Leave out the images; return the rest of the data exactly.

============================================================

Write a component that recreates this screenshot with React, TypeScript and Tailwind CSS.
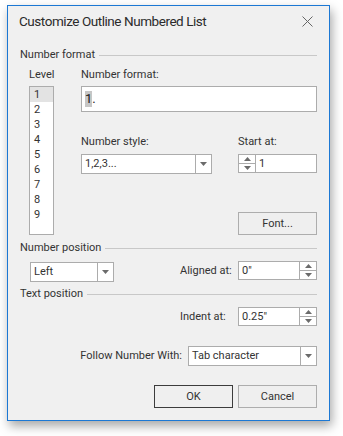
import React from 'react'

const font = { fontFamily: 'Roboto, "Open Sans", sans-serif' }

const Arrow = ({ up }: { up?: boolean }) => (
    <svg width="7" height="4" viewBox="0 0 7 4" className="block">
        {up
            ? <polygon points="0,4 7,4 3.5,0" fill="#6b6b6b" />
            : <polygon points="0,0 7,0 3.5,4" fill="#6b6b6b" />}
    </svg>
)

const SectionHeader = ({ label }: { label: string }) => (
    <div className="flex items-center h-4 gap-[4px]">
        <span className="whitespace-nowrap leading-4">{label}</span>
        <div className="flex-1 h-px bg-[#c8c8c8]" />
    </div>
)

const Combo = ({ value, width }: { value: string; width: string }) => (
    <div className={`${width} h-[20px] flex bg-white border border-[#acacac]`}>
        <div className="flex-1 flex items-center pl-[3px] leading-4 whitespace-nowrap overflow-hidden">{value}</div>
        <div className="w-[16px] border-l border-[#acacac] flex items-center justify-center">
            <Arrow />
        </div>
    </div>
)

const Spinner = () => (
    <div className="w-[16px] flex flex-col">
        <div className="flex-1 flex items-center justify-center border-b border-[#acacac]"><Arrow up /></div>
        <div className="flex-1 flex items-center justify-center"><Arrow /></div>
    </div>
)

const SpinEdit = ({ value, left }: { value: string; left?: boolean }) => (
    <div className="w-[79px] h-[19px] flex bg-white border border-[#acacac]">
        {left && <div className="flex border-r border-[#acacac]"><Spinner /></div>}
        <div className="flex-1 flex items-center pl-[3px] leading-4">{value}</div>
        {!left && <div className="flex border-l border-[#acacac]"><Spinner /></div>}
    </div>
)

export default function App() {
    const levels = ['1', '2', '3', '4', '5', '6', '7', '8', '9']

    return (
        <div className="w-[343px] h-[436px] bg-white pt-[5px] pl-[7px]" style={font}>
            <div className="w-[323px] h-[416px] bg-[#f0f0f0] border border-[#1c78d4] shadow-[2px_5px_10px_rgba(0,0,0,0.35)] flex flex-col text-[11px] text-[#333333]">
                {/* title bar */}
                <div className="h-[30px] flex items-center justify-between pl-[11px] pr-[16px]">
                    <span className="text-[13.5px] tracking-[-0.45px] text-[#2b2b2b] leading-5">Customize Outline Numbered List</span>
                    <svg width="11" height="11" viewBox="0 0 11 11">
                        <path d="M0.5 0.5 L10.5 10.5 M10.5 0.5 L0.5 10.5" stroke="#666" strokeWidth="1" />
                    </svg>
                </div>

                <div className="flex flex-col px-[12px]">
                    <div className="mt-[11px]">
                        <SectionHeader label="Number format" />
                    </div>

                    <div className="flex mt-[4px]">
                        {/* level list */}
                        <div className="w-[49px] flex flex-col items-start pl-[9px]">
                            <div className="h-4 leading-4">Level</div>
                            <div className="mt-[3px] w-[25px] h-[149px] bg-white border border-[#acacac] flex flex-col">
                                {levels.map((l, i) => (
                                    <div key={l} className={`h-[15px] leading-[15px] pl-[4px] ${i === 0 ? 'bg-[#e3e3e3]' : ''}`}>{l}</div>
                                ))}
                            </div>
                        </div>

                        <div className="flex-1 flex flex-col pl-[12px]">
                            <div className="h-4 leading-4">Number format:</div>
                            <div className="mt-[3px] h-[26px] bg-white border border-[#acacac] flex items-center pl-[3px] text-[13px] text-[#1a1a1a]">
                                <span className="bg-[#c6c6c6] leading-4">1</span><span className="leading-4">.</span>
                            </div>

                            <div className="flex justify-between mt-[22px]">
                                <div className="flex flex-col">
                                    <div className="h-4 leading-4">Number style:</div>
                                    <div className="mt-[4px]"><Combo value="1,2,3..." width="w-[131px]" /></div>
                                </div>
                                <div className="flex flex-col">
                                    <div className="h-4 leading-4">Start at:</div>
                                    <div className="mt-[4px]"><SpinEdit value="1" left /></div>
                                </div>
                            </div>

                            <div className="flex justify-end mt-[38px]">
                                <button className="w-[79px] h-[23px] border border-[#adadad] bg-[#efefef] leading-4">Font...</button>
                            </div>
                        </div>
                    </div>

                    <div className="mt-[5px]">
                        <SectionHeader label="Number position" />
                    </div>
                    <div className="flex items-start mt-[5px] pl-[10px]">
                        <div className="mt-[1px]"><Combo value="Left" width="w-[84px]" /></div>
                        <div className="flex-1" />
                        <div className="w-[58px] h-[19px] flex items-center leading-4">Aligned at:</div>
                        <SpinEdit value={'0"'} />
                    </div>

                    <div className="mt-[4px]">
                        <SectionHeader label="Text position" />
                    </div>
                    <div className="flex justify-end items-center mt-[5px]">
                        <div className="w-[58px] leading-4">Indent at:</div>
                        <SpinEdit value={'0.25"'} />
                    </div>

                    <div className="flex justify-end items-center mt-[20px]">
                        <div className="mr-[6px] leading-4">Follow Number With:</div>
                        <Combo value="Tab character" width="w-[129px]" />
                    </div>

                    <div className="flex justify-end gap-[5px] mt-[19px]">
                        <button className="w-[79px] h-[23px] border border-[#3c3c3c] bg-[#efefef] leading-4">OK</button>
                        <button className="w-[79px] h-[23px] border border-[#adadad] bg-[#efefef] leading-4">Cancel</button>
                    </div>
                </div>
            </div>
        </div>
    )
}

============================================================

◆ Solution to the exercise:
Write a component that recreates this screenshot with React, TypeScript and Tailwind CSS.
import React from 'react'

const font = { fontFamily: 'Roboto, "Open Sans", sans-serif' }

const Arrow = ({ up }: { up?: boolean }) => (
    <svg width="7" height="4" viewBox="0 0 7 4" className="block">
        {up
            ? <polygon points="0,4 7,4 3.5,0" fill="#6b6b6b" />
            : <polygon points="0,0 7,0 3.5,4" fill="#6b6b6b" />}
    </svg>
)

const SectionHeader = ({ label }: { label: string }) => (
    <div className="flex items-center h-4 gap-[4px]">
        <span className="whitespace-nowrap leading-4">{label}</span>
        <div className="flex-1 h-px bg-[#c8c8c8]" />
    </div>
)

const Combo = ({ value, width }: { value: string; width: string }) => (
    <div className={`${width} h-[20px] flex bg-white border border-[#acacac]`}>
        <div className="flex-1 flex items-center pl-[3px] leading-4 whitespace-nowrap overflow-hidden">{value}</div>
        <div className="w-[16px] border-l border-[#acacac] flex items-center justify-center">
            <Arrow />
        </div>
    </div>
)

const Spinner = () => (
    <div className="w-[16px] flex flex-col">
        <div className="flex-1 flex items-center justify-center border-b border-[#acacac]"><Arrow up /></div>
        <div className="flex-1 flex items-center justify-center"><Arrow /></div>
    </div>
)

const SpinEdit = ({ value, left }: { value: string; left?: boolean }) => (
    <div className="w-[79px] h-[19px] flex bg-white border border-[#acacac]">
        {left && <div className="flex border-r border-[#acacac]"><Spinner /></div>}
        <div className="flex-1 flex items-center pl-[3px] leading-4">{value}</div>
        {!left && <div className="flex border-l border-[#acacac]"><Spinner /></div>}
    </div>
)

export default function App() {
    const levels = ['1', '2', '3', '4', '5', '6', '7', '8', '9']

    return (
        <div className="w-[343px] h-[436px] bg-white pt-[5px] pl-[7px]" style={font}>
            <div className="w-[323px] h-[416px] bg-[#f0f0f0] border border-[#1c78d4] shadow-[2px_5px_10px_rgba(0,0,0,0.35)] flex flex-col text-[11px] text-[#333333]">
                {/* title bar */}
                <div className="h-[30px] flex items-center justify-between pl-[11px] pr-[16px]">
                    <span className="text-[13.5px] tracking-[-0.45px] text-[#2b2b2b] leading-5">Customize Outline Numbered List</span>
                    <svg width="11" height="11" viewBox="0 0 11 11">
                        <path d="M0.5 0.5 L10.5 10.5 M10.5 0.5 L0.5 10.5" stroke="#666" strokeWidth="1" />
                    </svg>
                </div>

                <div className="flex flex-col px-[12px]">
                    <div className="mt-[11px]">
                        <SectionHeader label="Number format" />
                    </div>

                    <div className="flex mt-[4px]">
                        {/* level list */}
                        <div className="w-[49px] flex flex-col items-start pl-[9px]">
                            <div className="h-4 leading-4">Level</div>
                            <div className="mt-[3px] w-[25px] h-[149px] bg-white border border-[#acacac] flex flex-col">
                                {levels.map((l, i) => (
                                    <div key={l} className={`h-[15px] leading-[15px] pl-[4px] ${i === 0 ? 'bg-[#e3e3e3]' : ''}`}>{l}</div>
                                ))}
                            </div>
                        </div>

                        <div className="flex-1 flex flex-col pl-[12px]">
                            <div className="h-4 leading-4">Number format:</div>
                            <div className="mt-[3px] h-[26px] bg-white border border-[#acacac] flex items-center pl-[3px] text-[13px] text-[#1a1a1a]">
                                <span className="bg-[#c6c6c6] leading-4">1</span><span className="leading-4">.</span>
                            </div>

                            <div className="flex justify-between mt-[22px]">
                                <div className="flex flex-col">
                                    <div className="h-4 leading-4">Number style:</div>
                                    <div className="mt-[4px]"><Combo value="1,2,3..." width="w-[131px]" /></div>
                                </div>
                                <div className="flex flex-col">
                                    <div className="h-4 leading-4">Start at:</div>
                                    <div className="mt-[4px]"><SpinEdit value="1" left /></div>
                                </div>
                            </div>

                            <div className="flex justify-end mt-[38px]">
                                <button className="w-[79px] h-[23px] border border-[#adadad] bg-[#efefef] leading-4">Font...</button>
                            </div>
                        </div>
                    </div>

                    <div className="mt-[5px]">
                        <SectionHeader label="Number position" />
                    </div>
                    <div className="flex items-start mt-[5px] pl-[10px]">
                        <div className="mt-[1px]"><Combo value="Left" width="w-[84px]" /></div>
                        <div className="flex-1" />
                        <div className="w-[58px] h-[19px] flex items-center leading-4">Aligned at:</div>
                        <SpinEdit value={'0"'} />
                    </div>

                    <div className="mt-[4px]">
                        <SectionHeader label="Text position" />
                    </div>
                    <div className="flex justify-end items-center mt-[5px]">
                        <div className="w-[58px] leading-4">Indent at:</div>
                        <SpinEdit value={'0.25"'} />
                    </div>

                    <div className="flex justify-end items-center mt-[20px]">
                        <div className="mr-[6px] leading-4">Follow Number With:</div>
                        <Combo value="Tab character" width="w-[129px]" />
                    </div>

                    <div className="flex justify-end gap-[5px] mt-[19px]">
                        <button className="w-[79px] h-[23px] border border-[#3c3c3c] bg-[#efefef] leading-4">OK</button>
                        <button className="w-[79px] h-[23px] border border-[#adadad] bg-[#efefef] leading-4">Cancel</button>
                    </div>
                </div>
            </div>
        </div>
    )
}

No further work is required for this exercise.